GIVEN DATA.
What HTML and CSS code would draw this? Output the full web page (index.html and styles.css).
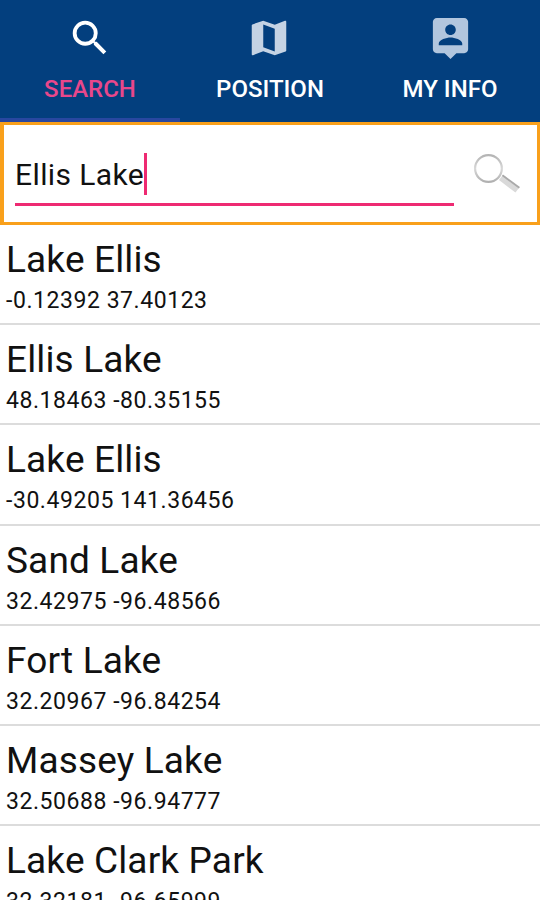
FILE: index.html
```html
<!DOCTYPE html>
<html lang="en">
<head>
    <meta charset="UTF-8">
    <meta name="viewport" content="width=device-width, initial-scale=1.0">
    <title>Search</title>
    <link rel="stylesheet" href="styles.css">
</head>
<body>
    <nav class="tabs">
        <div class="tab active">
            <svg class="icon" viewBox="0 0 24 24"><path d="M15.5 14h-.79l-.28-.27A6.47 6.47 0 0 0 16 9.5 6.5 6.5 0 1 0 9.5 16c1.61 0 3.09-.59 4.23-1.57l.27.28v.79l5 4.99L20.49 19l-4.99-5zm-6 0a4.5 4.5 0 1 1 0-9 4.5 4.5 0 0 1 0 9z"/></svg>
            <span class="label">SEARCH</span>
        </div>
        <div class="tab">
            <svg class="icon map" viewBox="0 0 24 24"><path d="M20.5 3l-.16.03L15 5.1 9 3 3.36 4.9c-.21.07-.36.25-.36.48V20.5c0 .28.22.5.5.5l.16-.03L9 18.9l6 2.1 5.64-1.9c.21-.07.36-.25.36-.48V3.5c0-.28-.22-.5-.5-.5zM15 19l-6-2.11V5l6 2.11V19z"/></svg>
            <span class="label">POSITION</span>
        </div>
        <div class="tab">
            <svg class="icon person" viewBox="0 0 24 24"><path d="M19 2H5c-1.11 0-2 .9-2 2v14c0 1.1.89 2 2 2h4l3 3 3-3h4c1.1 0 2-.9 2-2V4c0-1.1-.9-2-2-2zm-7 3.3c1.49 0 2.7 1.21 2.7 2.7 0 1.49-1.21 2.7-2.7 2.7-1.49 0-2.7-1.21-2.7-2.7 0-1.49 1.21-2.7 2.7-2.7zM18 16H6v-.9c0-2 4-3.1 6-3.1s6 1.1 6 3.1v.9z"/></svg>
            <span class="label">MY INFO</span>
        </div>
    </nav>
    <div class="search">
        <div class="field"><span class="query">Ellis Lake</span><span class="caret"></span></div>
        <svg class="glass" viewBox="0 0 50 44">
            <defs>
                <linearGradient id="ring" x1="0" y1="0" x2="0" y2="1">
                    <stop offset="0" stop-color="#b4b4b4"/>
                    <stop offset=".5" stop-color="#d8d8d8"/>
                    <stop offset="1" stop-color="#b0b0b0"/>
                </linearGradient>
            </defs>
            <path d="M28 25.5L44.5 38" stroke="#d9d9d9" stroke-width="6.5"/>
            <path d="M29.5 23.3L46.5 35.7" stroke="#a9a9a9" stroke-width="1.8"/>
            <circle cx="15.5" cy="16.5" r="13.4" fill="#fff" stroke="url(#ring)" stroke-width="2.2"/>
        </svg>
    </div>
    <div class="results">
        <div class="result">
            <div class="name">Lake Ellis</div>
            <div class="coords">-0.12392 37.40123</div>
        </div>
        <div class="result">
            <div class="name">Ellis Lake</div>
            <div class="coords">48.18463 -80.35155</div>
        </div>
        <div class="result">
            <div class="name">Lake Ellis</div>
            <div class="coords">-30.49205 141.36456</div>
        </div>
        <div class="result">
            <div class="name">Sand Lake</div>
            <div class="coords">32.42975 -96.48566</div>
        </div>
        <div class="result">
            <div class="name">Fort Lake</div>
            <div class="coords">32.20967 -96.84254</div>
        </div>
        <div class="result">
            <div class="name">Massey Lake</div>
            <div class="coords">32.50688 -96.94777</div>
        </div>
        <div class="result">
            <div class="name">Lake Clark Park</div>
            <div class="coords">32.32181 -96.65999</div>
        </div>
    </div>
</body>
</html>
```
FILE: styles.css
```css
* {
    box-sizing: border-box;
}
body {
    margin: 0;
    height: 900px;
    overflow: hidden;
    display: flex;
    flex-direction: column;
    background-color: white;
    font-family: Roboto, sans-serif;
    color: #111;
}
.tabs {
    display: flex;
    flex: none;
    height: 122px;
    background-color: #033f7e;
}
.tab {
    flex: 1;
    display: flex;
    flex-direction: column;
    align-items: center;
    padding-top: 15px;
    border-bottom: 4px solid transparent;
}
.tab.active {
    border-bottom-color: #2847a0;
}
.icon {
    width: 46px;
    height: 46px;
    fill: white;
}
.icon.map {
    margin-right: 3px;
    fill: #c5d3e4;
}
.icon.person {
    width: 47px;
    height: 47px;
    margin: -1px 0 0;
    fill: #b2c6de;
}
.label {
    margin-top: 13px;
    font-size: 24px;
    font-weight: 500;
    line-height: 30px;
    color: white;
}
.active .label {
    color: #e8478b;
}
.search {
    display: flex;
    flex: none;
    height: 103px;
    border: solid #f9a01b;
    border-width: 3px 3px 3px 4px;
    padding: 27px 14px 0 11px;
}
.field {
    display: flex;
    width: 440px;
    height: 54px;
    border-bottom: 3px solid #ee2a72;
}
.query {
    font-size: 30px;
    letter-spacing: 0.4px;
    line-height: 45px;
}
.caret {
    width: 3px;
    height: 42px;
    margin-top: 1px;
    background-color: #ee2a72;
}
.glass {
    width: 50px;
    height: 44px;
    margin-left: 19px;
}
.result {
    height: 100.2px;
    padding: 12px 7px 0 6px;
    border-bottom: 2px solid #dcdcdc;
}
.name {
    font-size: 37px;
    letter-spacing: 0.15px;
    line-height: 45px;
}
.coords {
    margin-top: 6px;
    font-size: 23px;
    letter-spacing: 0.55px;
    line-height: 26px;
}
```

--

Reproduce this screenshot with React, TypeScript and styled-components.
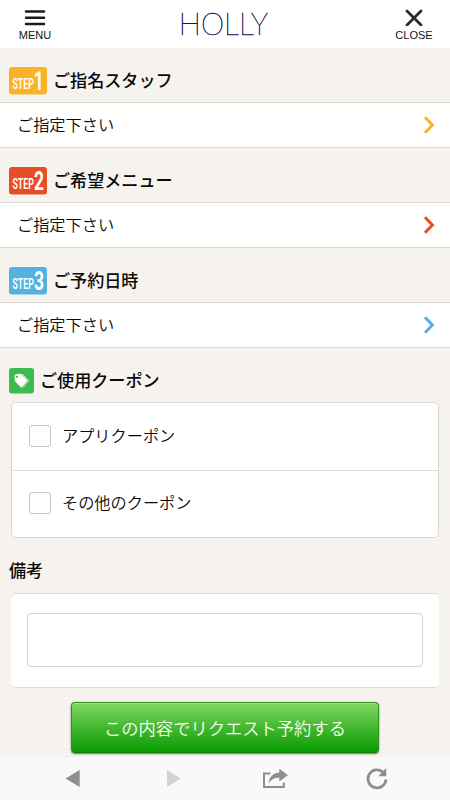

TASK INSTRUCTIONS. Show all lines above holding "index".

SOLUTION BELOW.
What HTML and CSS code would draw this? Output the full web page (index.html and styles.css).
FILE: index.html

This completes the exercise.